There is just so much to love about this book, but most of all it is a lesson in patience and responsibility for any young person wanting a puppy or something else entirely.

Rosie is an energetic young girl who has a younger brother she wants to keep out of her room, and a deep longing for a puppy. Her father Dave surprises her one morning when he tells her that he and her mum are considering a rescue dog instead of a puppy. Her mum is as clear on what she wants in a dog as Rosie is, and a puppy might not suit everyone’s needs. But Rosie is thrilled at the prospect of the dog and eagerly awaits her father’s return from the pound.

And this is how Pepsi comes into their life. Pepsi is a joyous, fun, naughty, but loving, 8-month old Blue Heeler who is at heart still a mischievous puppy. She doesn’t follow instructions and despite Rosie’s attempts to train her, Pepsi doesn’t listen easily, much to her mum’s displeasure the results include destruction of her garden and flowers.

One of the wonderful things about this book is that Pepsi is a rescue dog and Rosie’s dad does an awful amount of research into what would be the best dog for his family before the decision is made to get the dog. This will let young readers know right from the outset that getting a dog for a family is a complicated issue, more so than they’d realise. Also – rescue dogs. We’re getting into the Christmas season and without fail, I have read stories every year about how many animals are given up to shelters over this season – it’s a lesson we still have to learn in Australia – to adopt, not shop.

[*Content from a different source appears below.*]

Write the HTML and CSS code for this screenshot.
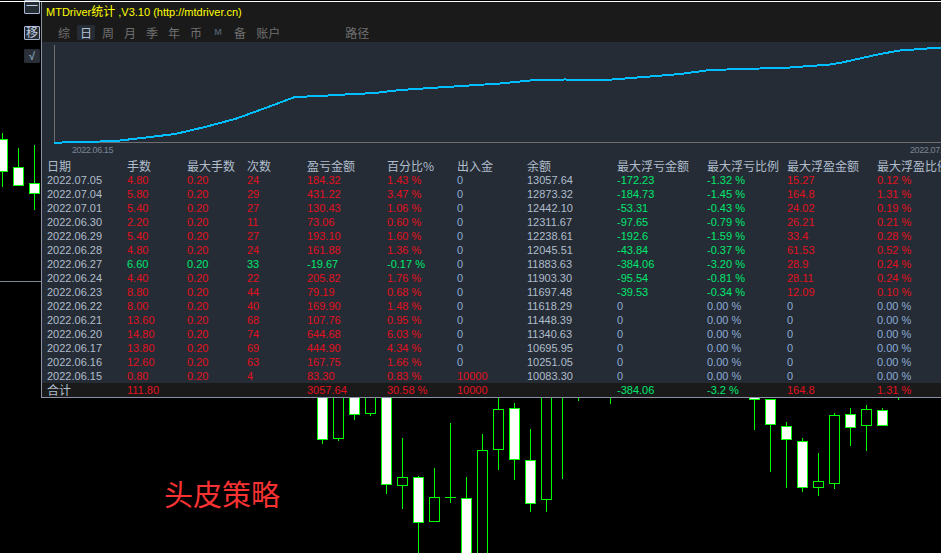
FILE: index.html
```html
<!DOCTYPE html>
<html lang="zh">
<head>
<meta charset="utf-8">
<title>MTDriver统计</title>
<link rel="stylesheet" href="styles.css">
</head>
<body>
<svg class="market" width="941" height="553" viewBox="0 0 941 553">
  <g class="wicks">
    <path d="M2.5 133V187M18.5 148V167M18.5 185V185M34.5 145V183M34.5 193V210"/>
    <path d="M322.5 439V444M338.5 438V441M354.5 414V420M370.5 413V416M386.5 484V494"/>
    <path d="M402.5 438V477M402.5 485V509M418.5 476V477M418.5 522V553M434.5 468V497"/>
    <path d="M450.5 423V503M445 497.5H456M466.5 477V498M482.5 434V450M498.5 397V409M498.5 449V470"/>
    <path d="M514.5 403V408M514.5 459V480M530.5 429V460M530.5 503V512M546.5 499V512M562.5 397V479"/>
    <path d="M578.5 397V401M610.5 397V404M754.5 400V430M770.5 424V472M786.5 422V426M786.5 439V488"/>
    <path d="M802.5 438V441M802.5 487V492M818.5 453V481M818.5 487V496M834.5 413V415M834.5 483V489"/>
    <path d="M850.5 408V414M850.5 427V446M866.5 405V409M866.5 425V451M882.5 408V410M898.5 397V400"/>
  </g>
  <g class="bull">
    <rect x="-2.5" y="139.5" width="10" height="32"/><rect x="13.5" y="167.5" width="10" height="18"/><rect x="29.5" y="183.5" width="10" height="10"/>
    <rect x="317.5" y="390.5" width="10" height="49"/><rect x="349.5" y="390.5" width="10" height="24"/><rect x="381.5" y="390.5" width="10" height="94"/>
    <rect x="413.5" y="477.5" width="10" height="45"/><rect x="461.5" y="498.5" width="10" height="60"/><rect x="509.5" y="408.5" width="10" height="51"/>
    <rect x="525.5" y="460.5" width="10" height="43"/><rect x="749.5" y="390.5" width="10" height="9"/><rect x="765.5" y="399.5" width="10" height="25"/>
    <rect x="781.5" y="426.5" width="10" height="13"/><rect x="797.5" y="441.5" width="10" height="46"/><rect x="845.5" y="414.5" width="10" height="13"/>
    <rect x="877.5" y="410.5" width="10" height="15"/>
  </g>
  <g class="bear">
    <rect x="333.5" y="390.5" width="10" height="48"/><rect x="365.5" y="390.5" width="10" height="23"/><rect x="397.5" y="477.5" width="10" height="8"/>
    <rect x="429.5" y="497.5" width="10" height="24"/><rect x="477.5" y="450.5" width="10" height="110"/><rect x="493.5" y="409.5" width="10" height="40"/>
    <rect x="541.5" y="390.5" width="10" height="109"/><rect x="813.5" y="481.5" width="10" height="6"/><rect x="829.5" y="415.5" width="10" height="68"/>
    <rect x="861.5" y="409.5" width="10" height="16"/>
  </g>
  <path class="gridline" d="M0 281.5H41"/>
</svg>

<div class="topline"></div>

<div class="sidebtn sidebtn-min">一</div>
<div class="sidebtn sidebtn-move">移</div>
<div class="sidebtn sidebtn-check">√</div>

<div class="caption">头皮策略</div>

<section class="panel">
  <header class="titlebar">MTDriver<span class="title-cjk">统计</span> ,V3.10 (http://mtdriver.cn)</header>
  <nav class="tabs">
    <span class="tab">综</span><span class="tab tab-on">日</span><span class="tab">周</span><span class="tab">月</span><span class="tab">季</span><span class="tab">年</span><span class="tab">币</span><span class="tab tab-m">M</span><span class="tab">备</span><span class="tab">账户</span><span class="tab tab-path">路径</span>
  </nav>
  <div class="chart">
    <svg class="chart-svg" width="899" height="117" viewBox="42 42 899 117">
      <path class="axis" d="M54.5 45V142.5H941"/>
      <polyline class="curve" points="54,143 70,142 100,141.5 120,140.5 150,137 175,134 205,127 235,119 260,110 295,97 320,96 345,94.5 375,93 400,90 500,83.5 530,80.5 565,79.5 600,80.5 625,78.5 650,76.5 680,74 710,70 760,68.5 790,67.5 810,66 830,64.5 842,62.5 880,54 900,50.5 941,47.5"/>
      <text class="axis-label" x="72" y="153">2022.06.15</text>
      <text class="axis-label" x="910" y="153">2022.07.05</text>
    </svg>
  </div>
  <div class="table">
    <div class="row head"><span>日期</span><span>手数</span><span>最大手数</span><span>次数</span><span>盈亏金额</span><span>百分比%</span><span>出入金</span><span>余额</span><span>最大浮亏金额</span><span>最大浮亏比例</span><span>最大浮盈金额</span><span>最大浮盈比例</span></div>
    <div class="row"><span>2022.07.05</span><span class="r">4.80</span><span class="r">0.20</span><span class="r">24</span><span class="r">184.32</span><span class="r">1.43 %</span><span class="b">0</span><span>13057.64</span><span class="g">-172.23</span><span class="g">-1.32 %</span><span class="r">15.27</span><span class="r">0.12 %</span></div>
    <div class="row"><span>2022.07.04</span><span class="r">5.80</span><span class="r">0.20</span><span class="r">29</span><span class="r">431.22</span><span class="r">3.47 %</span><span class="b">0</span><span>12873.32</span><span class="g">-184.73</span><span class="g">-1.45 %</span><span class="r">164.8</span><span class="r">1.31 %</span></div>
    <div class="row"><span>2022.07.01</span><span class="r">5.40</span><span class="r">0.20</span><span class="r">27</span><span class="r">130.43</span><span class="r">1.06 %</span><span class="b">0</span><span>12442.10</span><span class="g">-53.31</span><span class="g">-0.43 %</span><span class="r">24.02</span><span class="r">0.19 %</span></div>
    <div class="row"><span>2022.06.30</span><span class="r">2.20</span><span class="r">0.20</span><span class="r">11</span><span class="r">73.06</span><span class="r">0.60 %</span><span class="b">0</span><span>12311.67</span><span class="g">-97.65</span><span class="g">-0.79 %</span><span class="r">26.21</span><span class="r">0.21 %</span></div>
    <div class="row"><span>2022.06.29</span><span class="r">5.40</span><span class="r">0.20</span><span class="r">27</span><span class="r">193.10</span><span class="r">1.60 %</span><span class="b">0</span><span>12238.61</span><span class="g">-192.6</span><span class="g">-1.59 %</span><span class="r">33.4</span><span class="r">0.28 %</span></div>
    <div class="row"><span>2022.06.28</span><span class="r">4.80</span><span class="r">0.20</span><span class="r">24</span><span class="r">161.88</span><span class="r">1.36 %</span><span class="b">0</span><span>12045.51</span><span class="g">-43.84</span><span class="g">-0.37 %</span><span class="r">61.53</span><span class="r">0.52 %</span></div>
    <div class="row"><span>2022.06.27</span><span class="g">6.60</span><span class="g">0.20</span><span class="g">33</span><span class="g">-19.67</span><span class="g">-0.17 %</span><span class="b">0</span><span>11883.63</span><span class="g">-384.06</span><span class="g">-3.20 %</span><span class="r">28.9</span><span class="r">0.24 %</span></div>
    <div class="row"><span>2022.06.24</span><span class="r">4.40</span><span class="r">0.20</span><span class="r">22</span><span class="r">205.82</span><span class="r">1.76 %</span><span class="b">0</span><span>11903.30</span><span class="g">-95.54</span><span class="g">-0.81 %</span><span class="r">28.11</span><span class="r">0.24 %</span></div>
    <div class="row"><span>2022.06.23</span><span class="r">8.80</span><span class="r">0.20</span><span class="r">44</span><span class="r">79.19</span><span class="r">0.68 %</span><span class="b">0</span><span>11697.48</span><span class="g">-39.53</span><span class="g">-0.34 %</span><span class="r">12.09</span><span class="r">0.10 %</span></div>
    <div class="row"><span>2022.06.22</span><span class="r">8.00</span><span class="r">0.20</span><span class="r">40</span><span class="r">169.90</span><span class="r">1.48 %</span><span class="b">0</span><span>11618.29</span><span class="b">0</span><span class="b">0.00 %</span><span class="b">0</span><span class="b">0.00 %</span></div>
    <div class="row"><span>2022.06.21</span><span class="r">13.60</span><span class="r">0.20</span><span class="r">68</span><span class="r">107.76</span><span class="r">0.95 %</span><span class="b">0</span><span>11448.39</span><span class="b">0</span><span class="b">0.00 %</span><span class="b">0</span><span class="b">0.00 %</span></div>
    <div class="row"><span>2022.06.20</span><span class="r">14.80</span><span class="r">0.20</span><span class="r">74</span><span class="r">644.68</span><span class="r">6.03 %</span><span class="b">0</span><span>11340.63</span><span class="b">0</span><span class="b">0.00 %</span><span class="b">0</span><span class="b">0.00 %</span></div>
    <div class="row"><span>2022.06.17</span><span class="r">13.80</span><span class="r">0.20</span><span class="r">69</span><span class="r">444.90</span><span class="r">4.34 %</span><span class="b">0</span><span>10695.95</span><span class="b">0</span><span class="b">0.00 %</span><span class="b">0</span><span class="b">0.00 %</span></div>
    <div class="row"><span>2022.06.16</span><span class="r">12.60</span><span class="r">0.20</span><span class="r">63</span><span class="r">167.75</span><span class="r">1.66 %</span><span class="b">0</span><span>10251.05</span><span class="b">0</span><span class="b">0.00 %</span><span class="b">0</span><span class="b">0.00 %</span></div>
    <div class="row"><span>2022.06.15</span><span class="r">0.80</span><span class="r">0.20</span><span class="r">4</span><span class="r">83.30</span><span class="r">0.83 %</span><span class="r">10000</span><span>10083.30</span><span class="b">0</span><span class="b">0.00 %</span><span class="b">0</span><span class="b">0.00 %</span></div>
    <div class="row total"><span class="total-label">合计</span><span class="r">111.80</span><span></span><span></span><span class="r">3057.64</span><span class="r">30.58 %</span><span class="r">10000</span><span></span><span class="g">-384.06</span><span class="g">-3.2 %</span><span class="r">164.8</span><span class="r">1.31 %</span></div>
  </div>
</section>
</body>
</html>
```

FILE: styles.css
```css
html, body {
  margin: 0;
  padding: 0;
  width: 941px;
  height: 553px;
  overflow: hidden;
  background: #000;
}
body {
  position: relative;
  font-family: "Liberation Sans", "Noto Sans CJK SC", sans-serif;
}
.market {
  position: absolute;
  left: 0;
  top: 0;
  shape-rendering: crispEdges;
}
.wicks path { fill: none; stroke: #00ff00; stroke-width: 1; }
.bull rect { fill: #fff; stroke: #00ff00; stroke-width: 1; }
.bear rect { fill: #000; stroke: #00ff00; stroke-width: 1; }
.gridline { stroke: #7d8797; stroke-width: 1; fill: none; }

.topline {
  position: absolute;
  left: 0;
  top: 1px;
  width: 941px;
  height: 1px;
  background: #fff;
  z-index: 3;
}
.sidebtn {
  position: absolute;
  left: 24px;
  width: 16px;
  height: 14px;
  display: flex;
  align-items: center;
  justify-content: center;
  box-sizing: border-box;
  font-size: 12px;
  line-height: 12px;
  color: #c4d0e4;
  background: #252c35;
  border: 1px solid #a9b7d0;
  border-radius: 1px;
  z-index: 2;
}
.sidebtn-min { top: 0; }
.sidebtn-move { top: 26px; }
.sidebtn-check {
  top: 49px;
  border-color: #252c35;
  background: #2b3038;
  color: #7fa0b5;
  font-size: 11px;
  font-weight: 700;
}
.caption {
  position: absolute;
  left: 164px;
  top: 473px;
  font-family: "Noto Sans CJK SC", sans-serif;
  font-size: 29px;
  line-height: 40px;
  color: #f83232;
  white-space: nowrap;
}

.panel {
  position: absolute;
  left: 41px;
  top: 2px;
  width: 900px;
  height: 396px;
  box-sizing: border-box;
  display: flex;
  flex-direction: column;
  background: #1a1a1a;
  border-left: 1px solid #8a93a6;
  border-bottom: 1px solid #8a93a6;
  overflow: hidden;
}
.titlebar {
  height: 20px;
  padding-left: 4px;
  font-size: 11px;
  line-height: 18px;
  color: #ffff00;
  white-space: nowrap;
}
.title-cjk { font-family: "Noto Sans CJK SC", sans-serif; font-size: 12px; }
.tabs {
  height: 20px;
  display: flex;
  align-items: flex-start;
  padding-left: 11px;
  box-sizing: border-box;
}
.tab {
  margin: 3px 2px 0;
  padding: 0 3px;
  height: 15px;
  font-family: "Noto Sans CJK SC", sans-serif;
  font-size: 12px;
  line-height: 15px;
  color: #707070;
  border-radius: 2px;
  white-space: nowrap;
}
.tab-on { background: #252c35; color: #b4c2d2; }
.tab-m {
  font-family: "Liberation Sans", sans-serif;
  font-size: 9px;
  font-weight: 700;
  color: #4d5866;
  width: 12px;
  text-align: center;
}
.tab-path { margin-left: 57px; }

.chart { height: 117px; background: #252c35; }
.chart-svg { display: block; }
.axis { fill: none; stroke: #6e6e6e; stroke-width: 1; shape-rendering: crispEdges; }
.curve { fill: none; stroke: #00bfff; stroke-width: 2; shape-rendering: crispEdges; }
.axis-label { font-family: "Liberation Sans", sans-serif; font-size: 9px; letter-spacing: -0.4px; fill: #7a8595; }

.table { background: #252c35; flex: 1; }
.row {
  display: grid;
  grid-template-columns: 80px 60px 60px 60px 80px 70px 70px 90px 90px 80px 90px 90px;
  height: 14px;
  padding-left: 5px;
  font-size: 11px;
  line-height: 14px;
  color: #b0bdcc;
  white-space: nowrap;
}
.head { font-size: 12px; font-family: "Noto Sans CJK SC", sans-serif; }
.total { background: #1a1a1a; }
.total-label { font-family: "Noto Sans CJK SC", sans-serif; font-size: 12px; }
.r { color: #e2101f; }
.g { color: #00e66e; }
.b { color: #8cabd6; }
```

Rosie takes her responsibility for Pepsi seriously, working hard to train her in her own way, and worrying about how Pepsi keeps making her mum angry with her disobedience. The book acknowledges the parents’ role in getting a pet, and the big decision it really is for the adults too. Rosie’s mum may grow angry with Pepsi, but it’s not without merit, which is an important part of this story. It’s easy to dismiss a parent for being mean for not allowing a pet, but there is often good reason and here kids are taught to look beyond the surface for reasons.

However, parents aren’t by default mean and the book ends with a measured discussion about keeping Pepsi, and the responsibilities that come with her. It’s a wonderful lesson in love and looking beyond the surface of a naughty dog to the loyalty that lies beneath the slobber!